[start Source data]
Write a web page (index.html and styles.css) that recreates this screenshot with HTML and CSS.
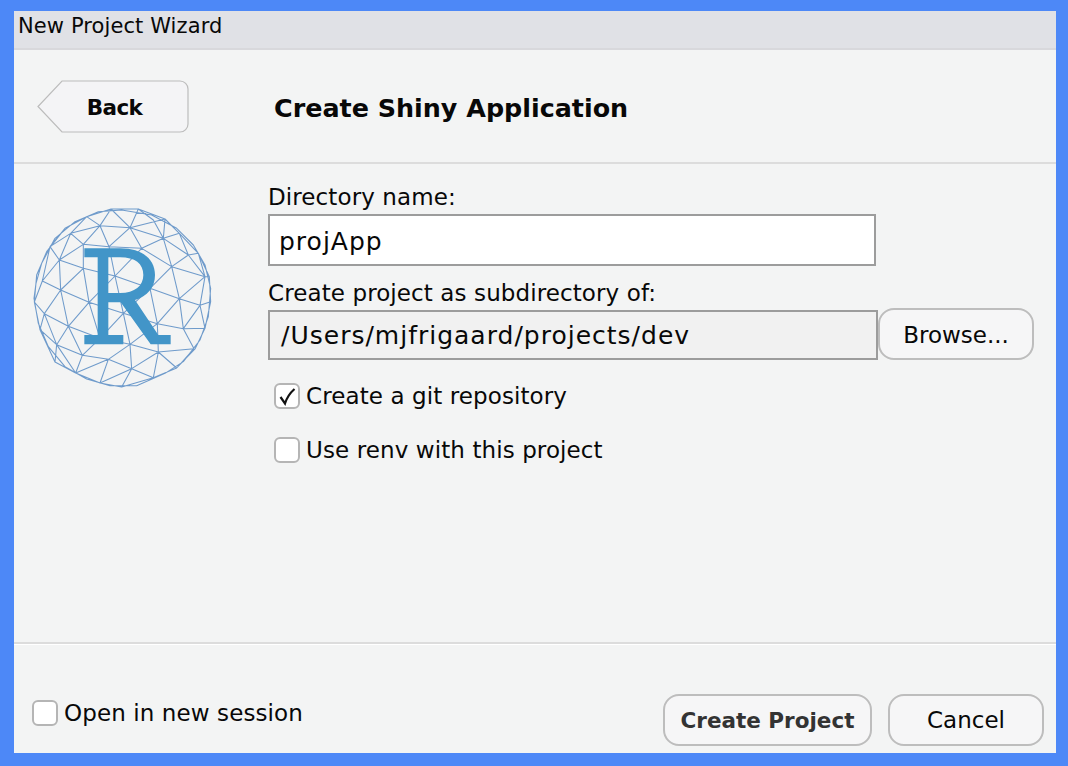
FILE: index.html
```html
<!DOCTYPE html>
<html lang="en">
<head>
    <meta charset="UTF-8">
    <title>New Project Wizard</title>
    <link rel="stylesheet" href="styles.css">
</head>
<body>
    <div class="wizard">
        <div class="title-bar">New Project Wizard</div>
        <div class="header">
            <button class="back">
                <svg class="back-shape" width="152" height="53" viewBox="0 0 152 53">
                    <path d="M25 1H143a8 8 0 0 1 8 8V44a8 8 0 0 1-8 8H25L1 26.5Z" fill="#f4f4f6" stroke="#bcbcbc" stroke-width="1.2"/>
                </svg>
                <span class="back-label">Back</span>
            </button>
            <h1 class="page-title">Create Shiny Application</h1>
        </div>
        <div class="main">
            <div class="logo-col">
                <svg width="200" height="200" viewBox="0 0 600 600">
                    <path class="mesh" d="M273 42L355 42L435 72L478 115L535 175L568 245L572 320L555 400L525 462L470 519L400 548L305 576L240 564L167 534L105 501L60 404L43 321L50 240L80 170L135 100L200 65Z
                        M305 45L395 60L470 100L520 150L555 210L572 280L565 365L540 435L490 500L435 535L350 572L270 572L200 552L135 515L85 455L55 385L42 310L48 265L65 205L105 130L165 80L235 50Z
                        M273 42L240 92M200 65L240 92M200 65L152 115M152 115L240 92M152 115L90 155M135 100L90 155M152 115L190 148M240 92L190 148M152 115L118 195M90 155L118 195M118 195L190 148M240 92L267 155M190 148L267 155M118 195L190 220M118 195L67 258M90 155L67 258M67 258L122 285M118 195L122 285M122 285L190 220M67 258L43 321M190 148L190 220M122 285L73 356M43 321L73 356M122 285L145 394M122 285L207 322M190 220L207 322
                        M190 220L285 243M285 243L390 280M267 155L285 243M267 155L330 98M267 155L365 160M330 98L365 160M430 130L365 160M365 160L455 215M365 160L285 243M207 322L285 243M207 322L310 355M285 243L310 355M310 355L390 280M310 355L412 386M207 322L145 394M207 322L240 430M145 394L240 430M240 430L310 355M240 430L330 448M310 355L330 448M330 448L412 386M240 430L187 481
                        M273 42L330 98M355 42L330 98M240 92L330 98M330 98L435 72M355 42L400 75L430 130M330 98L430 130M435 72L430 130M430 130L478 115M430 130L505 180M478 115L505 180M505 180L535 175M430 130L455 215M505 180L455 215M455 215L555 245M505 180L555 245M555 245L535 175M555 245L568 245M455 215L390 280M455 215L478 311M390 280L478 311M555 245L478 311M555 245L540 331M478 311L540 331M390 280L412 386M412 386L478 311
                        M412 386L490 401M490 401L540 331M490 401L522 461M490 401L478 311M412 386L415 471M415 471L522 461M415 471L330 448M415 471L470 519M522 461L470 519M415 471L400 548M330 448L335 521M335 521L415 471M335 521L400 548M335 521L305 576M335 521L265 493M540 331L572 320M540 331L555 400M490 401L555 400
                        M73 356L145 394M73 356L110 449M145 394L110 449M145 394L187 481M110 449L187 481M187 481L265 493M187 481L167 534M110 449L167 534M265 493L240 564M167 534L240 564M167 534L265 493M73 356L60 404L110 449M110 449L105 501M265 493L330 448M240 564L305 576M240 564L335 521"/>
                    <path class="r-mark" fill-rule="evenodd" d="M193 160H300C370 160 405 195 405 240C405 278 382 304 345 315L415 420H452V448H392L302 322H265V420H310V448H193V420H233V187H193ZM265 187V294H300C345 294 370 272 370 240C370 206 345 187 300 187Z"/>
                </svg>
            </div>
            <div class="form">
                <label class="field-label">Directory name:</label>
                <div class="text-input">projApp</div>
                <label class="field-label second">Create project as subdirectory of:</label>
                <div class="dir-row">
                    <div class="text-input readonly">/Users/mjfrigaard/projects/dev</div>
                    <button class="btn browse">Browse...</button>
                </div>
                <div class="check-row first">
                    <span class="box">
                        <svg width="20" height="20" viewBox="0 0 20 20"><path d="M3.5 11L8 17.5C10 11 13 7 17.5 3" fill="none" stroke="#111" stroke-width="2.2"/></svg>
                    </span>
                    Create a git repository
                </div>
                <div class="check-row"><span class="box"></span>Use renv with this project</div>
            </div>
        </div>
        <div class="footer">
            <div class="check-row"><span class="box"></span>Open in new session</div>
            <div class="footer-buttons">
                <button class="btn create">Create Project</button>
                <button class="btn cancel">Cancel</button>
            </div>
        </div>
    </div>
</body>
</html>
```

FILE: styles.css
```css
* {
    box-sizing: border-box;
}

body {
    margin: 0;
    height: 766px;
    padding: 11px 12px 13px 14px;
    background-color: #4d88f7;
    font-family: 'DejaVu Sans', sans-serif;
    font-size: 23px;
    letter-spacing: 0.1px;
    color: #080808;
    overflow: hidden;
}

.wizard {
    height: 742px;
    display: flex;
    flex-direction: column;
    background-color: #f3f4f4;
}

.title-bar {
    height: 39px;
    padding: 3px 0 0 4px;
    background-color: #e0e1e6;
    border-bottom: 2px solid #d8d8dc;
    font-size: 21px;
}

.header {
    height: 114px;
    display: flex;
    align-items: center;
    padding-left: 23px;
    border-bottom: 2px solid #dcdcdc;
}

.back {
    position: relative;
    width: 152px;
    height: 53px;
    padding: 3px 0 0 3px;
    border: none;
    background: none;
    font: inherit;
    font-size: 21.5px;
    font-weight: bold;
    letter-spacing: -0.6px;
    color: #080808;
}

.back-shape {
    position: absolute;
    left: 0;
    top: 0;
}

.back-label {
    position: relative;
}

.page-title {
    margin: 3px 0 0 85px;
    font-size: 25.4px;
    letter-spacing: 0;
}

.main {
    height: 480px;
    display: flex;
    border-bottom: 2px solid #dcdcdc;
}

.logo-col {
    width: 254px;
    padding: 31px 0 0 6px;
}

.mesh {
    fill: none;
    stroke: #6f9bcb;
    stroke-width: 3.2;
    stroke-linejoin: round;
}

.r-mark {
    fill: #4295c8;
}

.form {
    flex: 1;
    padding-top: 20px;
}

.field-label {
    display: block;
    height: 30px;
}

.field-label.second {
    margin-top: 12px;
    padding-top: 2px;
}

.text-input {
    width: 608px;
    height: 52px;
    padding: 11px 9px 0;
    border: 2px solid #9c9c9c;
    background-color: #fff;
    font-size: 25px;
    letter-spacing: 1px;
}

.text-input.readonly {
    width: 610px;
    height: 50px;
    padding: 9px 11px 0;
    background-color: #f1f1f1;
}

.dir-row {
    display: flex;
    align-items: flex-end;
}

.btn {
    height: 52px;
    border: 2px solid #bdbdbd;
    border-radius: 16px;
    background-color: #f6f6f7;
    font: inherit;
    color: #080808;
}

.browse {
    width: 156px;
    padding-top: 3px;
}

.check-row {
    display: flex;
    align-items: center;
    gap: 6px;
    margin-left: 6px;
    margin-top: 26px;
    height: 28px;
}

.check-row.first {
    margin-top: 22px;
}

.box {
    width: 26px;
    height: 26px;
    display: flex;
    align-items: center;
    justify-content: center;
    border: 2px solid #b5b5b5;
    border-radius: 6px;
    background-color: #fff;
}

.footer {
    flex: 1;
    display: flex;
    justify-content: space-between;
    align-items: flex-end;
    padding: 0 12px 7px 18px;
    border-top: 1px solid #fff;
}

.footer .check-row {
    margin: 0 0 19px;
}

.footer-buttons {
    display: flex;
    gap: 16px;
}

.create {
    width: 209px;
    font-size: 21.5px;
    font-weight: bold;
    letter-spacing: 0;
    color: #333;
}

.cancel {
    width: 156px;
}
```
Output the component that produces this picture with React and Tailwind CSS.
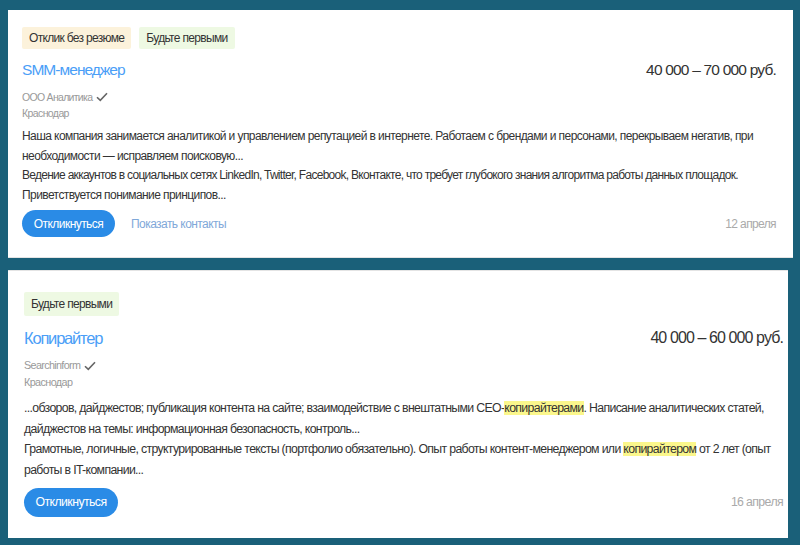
[end Source data]
> **Job**:
Give every line back word for word and leave the pictures out.

> **Solution for this task**:
Write a web page (index.html and styles.css) that recreates this screenshot with HTML and CSS.
FILE: index.html
```html
<!DOCTYPE html>
<html lang="en">
<head>
    <meta charset="UTF-8">
    <title>New Project Wizard</title>
    <link rel="stylesheet" href="styles.css">
</head>
<body>
    <div class="wizard">
        <div class="title-bar">New Project Wizard</div>
        <div class="header">
            <button class="back">
                <svg class="back-shape" width="152" height="53" viewBox="0 0 152 53">
                    <path d="M25 1H143a8 8 0 0 1 8 8V44a8 8 0 0 1-8 8H25L1 26.5Z" fill="#f4f4f6" stroke="#bcbcbc" stroke-width="1.2"/>
                </svg>
                <span class="back-label">Back</span>
            </button>
            <h1 class="page-title">Create Shiny Application</h1>
        </div>
        <div class="main">
            <div class="logo-col">
                <svg width="200" height="200" viewBox="0 0 600 600">
                    <path class="mesh" d="M273 42L355 42L435 72L478 115L535 175L568 245L572 320L555 400L525 462L470 519L400 548L305 576L240 564L167 534L105 501L60 404L43 321L50 240L80 170L135 100L200 65Z
                        M305 45L395 60L470 100L520 150L555 210L572 280L565 365L540 435L490 500L435 535L350 572L270 572L200 552L135 515L85 455L55 385L42 310L48 265L65 205L105 130L165 80L235 50Z
                        M273 42L240 92M200 65L240 92M200 65L152 115M152 115L240 92M152 115L90 155M135 100L90 155M152 115L190 148M240 92L190 148M152 115L118 195M90 155L118 195M118 195L190 148M240 92L267 155M190 148L267 155M118 195L190 220M118 195L67 258M90 155L67 258M67 258L122 285M118 195L122 285M122 285L190 220M67 258L43 321M190 148L190 220M122 285L73 356M43 321L73 356M122 285L145 394M122 285L207 322M190 220L207 322
                        M190 220L285 243M285 243L390 280M267 155L285 243M267 155L330 98M267 155L365 160M330 98L365 160M430 130L365 160M365 160L455 215M365 160L285 243M207 322L285 243M207 322L310 355M285 243L310 355M310 355L390 280M310 355L412 386M207 322L145 394M207 322L240 430M145 394L240 430M240 430L310 355M240 430L330 448M310 355L330 448M330 448L412 386M240 430L187 481
                        M273 42L330 98M355 42L330 98M240 92L330 98M330 98L435 72M355 42L400 75L430 130M330 98L430 130M435 72L430 130M430 130L478 115M430 130L505 180M478 115L505 180M505 180L535 175M430 130L455 215M505 180L455 215M455 215L555 245M505 180L555 245M555 245L535 175M555 245L568 245M455 215L390 280M455 215L478 311M390 280L478 311M555 245L478 311M555 245L540 331M478 311L540 331M390 280L412 386M412 386L478 311
                        M412 386L490 401M490 401L540 331M490 401L522 461M490 401L478 311M412 386L415 471M415 471L522 461M415 471L330 448M415 471L470 519M522 461L470 519M415 471L400 548M330 448L335 521M335 521L415 471M335 521L400 548M335 521L305 576M335 521L265 493M540 331L572 320M540 331L555 400M490 401L555 400
                        M73 356L145 394M73 356L110 449M145 394L110 449M145 394L187 481M110 449L187 481M187 481L265 493M187 481L167 534M110 449L167 534M265 493L240 564M167 534L240 564M167 534L265 493M73 356L60 404L110 449M110 449L105 501M265 493L330 448M240 564L305 576M240 564L335 521"/>
                    <path class="r-mark" fill-rule="evenodd" d="M193 160H300C370 160 405 195 405 240C405 278 382 304 345 315L415 420H452V448H392L302 322H265V420H310V448H193V420H233V187H193ZM265 187V294H300C345 294 370 272 370 240C370 206 345 187 300 187Z"/>
                </svg>
            </div>
            <div class="form">
                <label class="field-label">Directory name:</label>
                <div class="text-input">projApp</div>
                <label class="field-label second">Create project as subdirectory of:</label>
                <div class="dir-row">
                    <div class="text-input readonly">/Users/mjfrigaard/projects/dev</div>
                    <button class="btn browse">Browse...</button>
                </div>
                <div class="check-row first">
                    <span class="box">
                        <svg width="20" height="20" viewBox="0 0 20 20"><path d="M3.5 11L8 17.5C10 11 13 7 17.5 3" fill="none" stroke="#111" stroke-width="2.2"/></svg>
                    </span>
                    Create a git repository
                </div>
                <div class="check-row"><span class="box"></span>Use renv with this project</div>
            </div>
        </div>
        <div class="footer">
            <div class="check-row"><span class="box"></span>Open in new session</div>
            <div class="footer-buttons">
                <button class="btn create">Create Project</button>
                <button class="btn cancel">Cancel</button>
            </div>
        </div>
    </div>
</body>
</html>
```

FILE: styles.css
```css
* {
    box-sizing: border-box;
}

body {
    margin: 0;
    height: 766px;
    padding: 11px 12px 13px 14px;
    background-color: #4d88f7;
    font-family: 'DejaVu Sans', sans-serif;
    font-size: 23px;
    letter-spacing: 0.1px;
    color: #080808;
    overflow: hidden;
}

.wizard {
    height: 742px;
    display: flex;
    flex-direction: column;
    background-color: #f3f4f4;
}

.title-bar {
    height: 39px;
    padding: 3px 0 0 4px;
    background-color: #e0e1e6;
    border-bottom: 2px solid #d8d8dc;
    font-size: 21px;
}

.header {
    height: 114px;
    display: flex;
    align-items: center;
    padding-left: 23px;
    border-bottom: 2px solid #dcdcdc;
}

.back {
    position: relative;
    width: 152px;
    height: 53px;
    padding: 3px 0 0 3px;
    border: none;
    background: none;
    font: inherit;
    font-size: 21.5px;
    font-weight: bold;
    letter-spacing: -0.6px;
    color: #080808;
}

.back-shape {
    position: absolute;
    left: 0;
    top: 0;
}

.back-label {
    position: relative;
}

.page-title {
    margin: 3px 0 0 85px;
    font-size: 25.4px;
    letter-spacing: 0;
}

.main {
    height: 480px;
    display: flex;
    border-bottom: 2px solid #dcdcdc;
}

.logo-col {
    width: 254px;
    padding: 31px 0 0 6px;
}

.mesh {
    fill: none;
    stroke: #6f9bcb;
    stroke-width: 3.2;
    stroke-linejoin: round;
}

.r-mark {
    fill: #4295c8;
}

.form {
    flex: 1;
    padding-top: 20px;
}

.field-label {
    display: block;
    height: 30px;
}

.field-label.second {
    margin-top: 12px;
    padding-top: 2px;
}

.text-input {
    width: 608px;
    height: 52px;
    padding: 11px 9px 0;
    border: 2px solid #9c9c9c;
    background-color: #fff;
    font-size: 25px;
    letter-spacing: 1px;
}

.text-input.readonly {
    width: 610px;
    height: 50px;
    padding: 9px 11px 0;
    background-color: #f1f1f1;
}

.dir-row {
    display: flex;
    align-items: flex-end;
}

.btn {
    height: 52px;
    border: 2px solid #bdbdbd;
    border-radius: 16px;
    background-color: #f6f6f7;
    font: inherit;
    color: #080808;
}

.browse {
    width: 156px;
    padding-top: 3px;
}

.check-row {
    display: flex;
    align-items: center;
    gap: 6px;
    margin-left: 6px;
    margin-top: 26px;
    height: 28px;
}

.check-row.first {
    margin-top: 22px;
}

.box {
    width: 26px;
    height: 26px;
    display: flex;
    align-items: center;
    justify-content: center;
    border: 2px solid #b5b5b5;
    border-radius: 6px;
    background-color: #fff;
}

.footer {
    flex: 1;
    display: flex;
    justify-content: space-between;
    align-items: flex-end;
    padding: 0 12px 7px 18px;
    border-top: 1px solid #fff;
}

.footer .check-row {
    margin: 0 0 19px;
}

.footer-buttons {
    display: flex;
    gap: 16px;
}

.create {
    width: 209px;
    font-size: 21.5px;
    font-weight: bold;
    letter-spacing: 0;
    color: #333;
}

.cancel {
    width: 156px;
}
```
Output the component that produces this picture with React and Tailwind CSS.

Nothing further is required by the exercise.